1. How can Amobi Okoye make it in the 3-4? All speculation is that he will play end, but I see you are projecting him at the nose. Gut feeling? Based on anything you think others are missing?

2. Assuming the Texans miss out on Nnamdi & Joseph, who is at the top of your FA list specifically at CB?

1. Well, in a traditional 3-4, he'd almost certainly have to play a DE role. The reason I think he can work at the nose in Wade's system is that Wade's NTs are not responsible for eating up two blockers. They play a one-gap system. Last year, when Amobi was put in a one-gap/penetrate-first role at UT, he played fairly well. I see no reason it couldn't work here. Besides, it's almost a matter of semantics to a large degree, as Wade's lines, when he doesn't have a massive NT, tend to be three guys who are all roughly the same size. Case in point: last year, Igor Olshansky (DE) weighed more than Jay Ratliff (NT).

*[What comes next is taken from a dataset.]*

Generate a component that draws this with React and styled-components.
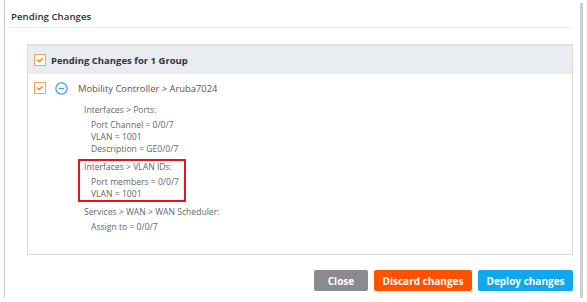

2. If we miss on those two guys, I'd like to see us sign a couple solid veterans over, say, spending too much on Antonio Cromartie. (I don't want Ike Taylor at all.) The only one of the higher-profile names I'd be interested in would be Brent Grimes. If that didn't work out, I'd take any two of the following: Chris Houston, Eric Wright, Brandon Carr, and Stanford Routt, with Houston and Wright being my faves of the four.